Repeat everything in the material exactly.

[start of Data segment]

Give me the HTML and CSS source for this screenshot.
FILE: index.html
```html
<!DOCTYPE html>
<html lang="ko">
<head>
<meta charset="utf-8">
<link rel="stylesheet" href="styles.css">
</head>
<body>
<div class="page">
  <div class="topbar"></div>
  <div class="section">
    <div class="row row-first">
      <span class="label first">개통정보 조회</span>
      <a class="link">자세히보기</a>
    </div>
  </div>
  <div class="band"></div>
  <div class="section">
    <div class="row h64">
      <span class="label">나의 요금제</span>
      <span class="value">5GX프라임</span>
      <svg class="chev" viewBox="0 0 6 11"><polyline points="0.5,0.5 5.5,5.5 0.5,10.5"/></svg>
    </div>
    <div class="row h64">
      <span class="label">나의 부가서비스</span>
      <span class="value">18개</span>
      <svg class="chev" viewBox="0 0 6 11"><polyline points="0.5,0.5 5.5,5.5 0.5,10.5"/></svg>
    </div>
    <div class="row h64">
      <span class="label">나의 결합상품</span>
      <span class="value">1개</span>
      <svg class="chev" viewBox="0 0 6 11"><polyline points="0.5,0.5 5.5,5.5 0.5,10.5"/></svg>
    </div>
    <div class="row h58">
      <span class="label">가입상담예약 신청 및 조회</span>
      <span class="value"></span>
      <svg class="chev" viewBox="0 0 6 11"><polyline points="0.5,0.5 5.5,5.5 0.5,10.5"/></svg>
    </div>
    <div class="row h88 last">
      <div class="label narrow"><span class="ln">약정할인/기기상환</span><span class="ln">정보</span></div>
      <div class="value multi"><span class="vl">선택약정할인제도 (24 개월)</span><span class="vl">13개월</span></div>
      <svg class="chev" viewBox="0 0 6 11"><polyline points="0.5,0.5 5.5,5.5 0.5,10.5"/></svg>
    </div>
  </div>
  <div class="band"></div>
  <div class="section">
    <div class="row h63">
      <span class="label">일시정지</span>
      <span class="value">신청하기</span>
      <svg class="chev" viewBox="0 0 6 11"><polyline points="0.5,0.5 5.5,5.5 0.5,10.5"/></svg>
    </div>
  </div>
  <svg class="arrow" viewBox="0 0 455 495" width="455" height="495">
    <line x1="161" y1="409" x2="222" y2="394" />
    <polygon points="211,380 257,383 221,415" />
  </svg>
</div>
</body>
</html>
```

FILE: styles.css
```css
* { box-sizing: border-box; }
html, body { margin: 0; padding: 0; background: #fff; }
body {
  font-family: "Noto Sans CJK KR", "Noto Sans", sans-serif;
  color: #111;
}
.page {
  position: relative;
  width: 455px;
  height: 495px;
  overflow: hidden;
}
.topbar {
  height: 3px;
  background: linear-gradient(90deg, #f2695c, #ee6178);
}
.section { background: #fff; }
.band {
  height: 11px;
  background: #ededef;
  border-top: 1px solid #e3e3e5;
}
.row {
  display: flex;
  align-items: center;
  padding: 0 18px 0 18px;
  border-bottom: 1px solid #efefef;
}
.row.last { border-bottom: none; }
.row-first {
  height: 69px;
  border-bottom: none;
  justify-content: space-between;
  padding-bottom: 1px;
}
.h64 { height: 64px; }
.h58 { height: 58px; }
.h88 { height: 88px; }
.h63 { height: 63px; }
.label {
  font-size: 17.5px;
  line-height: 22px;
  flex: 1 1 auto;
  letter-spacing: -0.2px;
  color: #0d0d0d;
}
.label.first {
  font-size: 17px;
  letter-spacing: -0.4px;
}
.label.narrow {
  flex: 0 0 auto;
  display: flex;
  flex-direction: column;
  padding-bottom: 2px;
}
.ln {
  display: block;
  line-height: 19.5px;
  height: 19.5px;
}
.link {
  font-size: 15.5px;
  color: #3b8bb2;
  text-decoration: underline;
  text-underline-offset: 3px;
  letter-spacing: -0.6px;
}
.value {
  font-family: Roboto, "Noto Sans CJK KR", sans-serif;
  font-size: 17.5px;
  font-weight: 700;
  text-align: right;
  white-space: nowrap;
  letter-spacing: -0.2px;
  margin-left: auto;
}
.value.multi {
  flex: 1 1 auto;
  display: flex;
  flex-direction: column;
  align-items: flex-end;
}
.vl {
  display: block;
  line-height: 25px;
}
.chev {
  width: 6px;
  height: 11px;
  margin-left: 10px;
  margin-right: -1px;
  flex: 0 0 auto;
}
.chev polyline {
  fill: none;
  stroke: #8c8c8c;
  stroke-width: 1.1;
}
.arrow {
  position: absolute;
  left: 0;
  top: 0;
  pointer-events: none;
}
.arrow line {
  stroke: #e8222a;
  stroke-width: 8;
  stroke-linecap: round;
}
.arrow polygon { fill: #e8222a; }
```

[end of Data segment]

» **Answer to this task**
Give me the HTML and CSS source for this screenshot.
FILE: index.html
```html
<!DOCTYPE html>
<html lang="ko">
<head>
<meta charset="utf-8">
<link rel="stylesheet" href="styles.css">
</head>
<body>
<div class="page">
  <div class="topbar"></div>
  <div class="section">
    <div class="row row-first">
      <span class="label first">개통정보 조회</span>
      <a class="link">자세히보기</a>
    </div>
  </div>
  <div class="band"></div>
  <div class="section">
    <div class="row h64">
      <span class="label">나의 요금제</span>
      <span class="value">5GX프라임</span>
      <svg class="chev" viewBox="0 0 6 11"><polyline points="0.5,0.5 5.5,5.5 0.5,10.5"/></svg>
    </div>
    <div class="row h64">
      <span class="label">나의 부가서비스</span>
      <span class="value">18개</span>
      <svg class="chev" viewBox="0 0 6 11"><polyline points="0.5,0.5 5.5,5.5 0.5,10.5"/></svg>
    </div>
    <div class="row h64">
      <span class="label">나의 결합상품</span>
      <span class="value">1개</span>
      <svg class="chev" viewBox="0 0 6 11"><polyline points="0.5,0.5 5.5,5.5 0.5,10.5"/></svg>
    </div>
    <div class="row h58">
      <span class="label">가입상담예약 신청 및 조회</span>
      <span class="value"></span>
      <svg class="chev" viewBox="0 0 6 11"><polyline points="0.5,0.5 5.5,5.5 0.5,10.5"/></svg>
    </div>
    <div class="row h88 last">
      <div class="label narrow"><span class="ln">약정할인/기기상환</span><span class="ln">정보</span></div>
      <div class="value multi"><span class="vl">선택약정할인제도 (24 개월)</span><span class="vl">13개월</span></div>
      <svg class="chev" viewBox="0 0 6 11"><polyline points="0.5,0.5 5.5,5.5 0.5,10.5"/></svg>
    </div>
  </div>
  <div class="band"></div>
  <div class="section">
    <div class="row h63">
      <span class="label">일시정지</span>
      <span class="value">신청하기</span>
      <svg class="chev" viewBox="0 0 6 11"><polyline points="0.5,0.5 5.5,5.5 0.5,10.5"/></svg>
    </div>
  </div>
  <svg class="arrow" viewBox="0 0 455 495" width="455" height="495">
    <line x1="161" y1="409" x2="222" y2="394" />
    <polygon points="211,380 257,383 221,415" />
  </svg>
</div>
</body>
</html>
```

FILE: styles.css
```css
* { box-sizing: border-box; }
html, body { margin: 0; padding: 0; background: #fff; }
body {
  font-family: "Noto Sans CJK KR", "Noto Sans", sans-serif;
  color: #111;
}
.page {
  position: relative;
  width: 455px;
  height: 495px;
  overflow: hidden;
}
.topbar {
  height: 3px;
  background: linear-gradient(90deg, #f2695c, #ee6178);
}
.section { background: #fff; }
.band {
  height: 11px;
  background: #ededef;
  border-top: 1px solid #e3e3e5;
}
.row {
  display: flex;
  align-items: center;
  padding: 0 18px 0 18px;
  border-bottom: 1px solid #efefef;
}
.row.last { border-bottom: none; }
.row-first {
  height: 69px;
  border-bottom: none;
  justify-content: space-between;
  padding-bottom: 1px;
}
.h64 { height: 64px; }
.h58 { height: 58px; }
.h88 { height: 88px; }
.h63 { height: 63px; }
.label {
  font-size: 17.5px;
  line-height: 22px;
  flex: 1 1 auto;
  letter-spacing: -0.2px;
  color: #0d0d0d;
}
.label.first {
  font-size: 17px;
  letter-spacing: -0.4px;
}
.label.narrow {
  flex: 0 0 auto;
  display: flex;
  flex-direction: column;
  padding-bottom: 2px;
}
.ln {
  display: block;
  line-height: 19.5px;
  height: 19.5px;
}
.link {
  font-size: 15.5px;
  color: #3b8bb2;
  text-decoration: underline;
  text-underline-offset: 3px;
  letter-spacing: -0.6px;
}
.value {
  font-family: Roboto, "Noto Sans CJK KR", sans-serif;
  font-size: 17.5px;
  font-weight: 700;
  text-align: right;
  white-space: nowrap;
  letter-spacing: -0.2px;
  margin-left: auto;
}
.value.multi {
  flex: 1 1 auto;
  display: flex;
  flex-direction: column;
  align-items: flex-end;
}
.vl {
  display: block;
  line-height: 25px;
}
.chev {
  width: 6px;
  height: 11px;
  margin-left: 10px;
  margin-right: -1px;
  flex: 0 0 auto;
}
.chev polyline {
  fill: none;
  stroke: #8c8c8c;
  stroke-width: 1.1;
}
.arrow {
  position: absolute;
  left: 0;
  top: 0;
  pointer-events: none;
}
.arrow line {
  stroke: #e8222a;
  stroke-width: 8;
  stroke-linecap: round;
}
.arrow polygon { fill: #e8222a; }
```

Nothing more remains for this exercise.